Mais de 850 animais já foram vacinados
A organização tem obtido bons resultados desde o início do programa. “Nos últimos três anos, esterilizámos e vacinámos mais de 850 animais na zona de exclusão de Chernobyl e na cidade de Slavutych, onde vivem os trabalhadores da central nuclear”, contou Lucas Hixson, definindo como objetivo deste ano “ajudar mais de 700 animais”.
E o que acontece depois a estes animais? “Em 2018, fomos capazes de resgatar e adotar mais de 40 cães bebés para famílias nos EUA e no Canadá”, revelou o responsável. “Os cães vivem felizes e serão saudáveis nas suas novas casas para sempre”, garantiu.
Lucas Hixson afirmou também que a CFF está a desenvolver um programa de gestão a longo prazo. “Acho que a melhor opção é criar um santuário com cerca de 35 a 50 hectares para os cães que vivem na zona de exclusão de Chernobyl. Esperamos angariar fundos e construir este espaço nos próximos três anos. Também queremos estabelecer um programa de alimentação durante todo o ano”.

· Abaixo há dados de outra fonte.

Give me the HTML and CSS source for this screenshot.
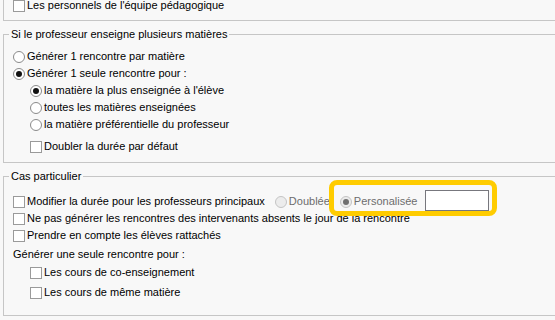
FILE: index.html
```html
<!DOCTYPE html>
<html lang="fr">
<head>
<meta charset="utf-8">
<title>Rencontres</title>
<link rel="stylesheet" href="styles.css">
</head>
<body>
<div class="page">
  <fieldset class="box box-top">
    <div class="inner inner-top">
      <label class="row row-cut"><span class="chk"></span><span>Les personnels de l'équipe pédagogique</span></label>
    </div>
  </fieldset>

  <fieldset class="box box-mid">
    <legend class="legend">Si le professeur enseigne plusieurs matières</legend>
    <div class="inner inner-mid">
      <label class="row"><span class="rad"></span><span>Générer 1 rencontre par matière</span></label>
      <label class="row"><span class="rad on"></span><span>Générer 1 seule rencontre pour :</span></label>
      <label class="row indent"><span class="rad on"></span><span>la matière la plus enseignée à l'élève</span></label>
      <label class="row indent"><span class="rad"></span><span>toutes les matières enseignées</span></label>
      <label class="row indent"><span class="rad"></span><span>la matière préférentielle du professeur</span></label>
      <label class="row indent gap5"><span class="chk"></span><span>Doubler la durée par défaut</span></label>
    </div>
  </fieldset>

  <fieldset class="box box-bot">
    <legend class="legend">Cas particulier</legend>
    <div class="inner inner-bot">
      <div class="row">
        <span class="chk"></span><span>Modifier la durée pour les professeurs principaux</span>
        <span class="opt opt-first"><span class="rad dis"></span><span class="dis-text">Doublée</span></span>
        <span class="opt opt-second"><span class="rad dis on"></span><span class="dis-text">Personalisée</span></span>
        <span class="field"></span>
      </div>
      <label class="row"><span class="chk"></span><span>Ne pas générer les rencontres des intervenants absents le jour de la rencontre</span></label>
      <label class="row"><span class="chk"></span><span>Prendre en compte les élèves rattachés</span></label>
      <div class="row gap2">Générer une seule rencontre pour :</div>
      <label class="row indent gap1"><span class="chk"></span><span>Les cours de co-enseignement</span></label>
      <label class="row indent gap3"><span class="chk"></span><span>Les cours de même matière</span></label>
    </div>
  </fieldset>

  <div class="highlight"></div>
</div>
</body>
</html>
```

FILE: styles.css
```css
html, body {
  margin: 0;
  padding: 0;
  background: #f8f8f8;
  overflow: hidden;
  width: 555px;
  height: 320px;
}

.page {
  position: relative;
  display: flow-root;
  width: 552px;
  padding-left: 3px;
  font-family: "Liberation Sans", Arial, sans-serif;
  font-size: 11px;
  color: #000;
}

.box {
  margin: 0;
  padding: 0;
  border: 1px solid #c6c6c6;
  border-right: none;
  min-width: 0;
}

.box-top {
  border-top: none;
}

.box-mid,
.box-bot {
  margin-top: 6px;
}

.legend {
  margin-left: 5px;
  padding: 0 2px;
  line-height: 14px;
  height: 14px;
}

.inner {
  padding-left: 9px;
  display: flex;
  flex-direction: column;
}

.inner-top {
  padding-top: 0;
  padding-bottom: 9px;
}

.inner-mid {
  padding-top: 7px;
  padding-bottom: 7px;
}

.inner-bot {
  padding-top: 10px;
  padding-bottom: 14px;
}

.row {
  display: flex;
  align-items: center;
  height: 17px;
  line-height: 17px;
  white-space: nowrap;
  gap: 2px;
}

.row-cut {
  height: 11px;
  line-height: 11px;
}

.indent {
  padding-left: 17px;
}

.gap1 { margin-top: 1px; }
.gap2 { margin-top: 2px; }
.gap3 { margin-top: 3px; }
.gap5 { margin-top: 5px; }

.chk {
  box-sizing: border-box;
  width: 12px;
  height: 12px;
  border: 1px solid #9a9a9a;
  background: #fff;
  flex: none;
}

.rad {
  box-sizing: border-box;
  width: 12px;
  height: 12px;
  border: 1px solid #8a8a8a;
  border-radius: 50%;
  background: #fff;
  flex: none;
  display: flex;
  align-items: center;
  justify-content: center;
}

.rad.on::after {
  content: "";
  width: 6px;
  height: 6px;
  border-radius: 50%;
  background: #111;
}

.rad.dis {
  border-color: #c4c4c4;
  background: #ececec;
}

.rad.dis.on::after {
  background: #6f6f6f;
}

.opt {
  display: flex;
  align-items: center;
  gap: 2px;
}

.opt-first {
  margin-left: 8px;
}

.opt-second {
  margin-left: 8px;
}

.dis-text {
  color: #6d6d6d;
}

.field {
  box-sizing: border-box;
  width: 64px;
  height: 21px;
  border: 1px solid #77777d;
  background: #fff;
  margin-left: 6px;
  margin-bottom: 3px;
  flex: none;
}

.highlight {
  position: absolute;
  left: 329px;
  top: 180px;
  width: 168px;
  height: 36px;
  box-sizing: border-box;
  border: 5px solid #ffcc00;
  border-radius: 8px;
  pointer-events: none;
}
```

E como é que as pessoas podem ajudar? “Precisamos desesperadamente de doações para financiar o programa de alimentação, esterilização e vacinação, para estabelecer e construir o santuário para cães em Chernobyl”, apelou o cofundador da organização.
A CFF garante que “não há risco de radiação relacionado com esses cães”, que “estão livres de contaminação antes de serem resgatados da zona”. Além de cães, a organização também ajuda gatos e animais feridos.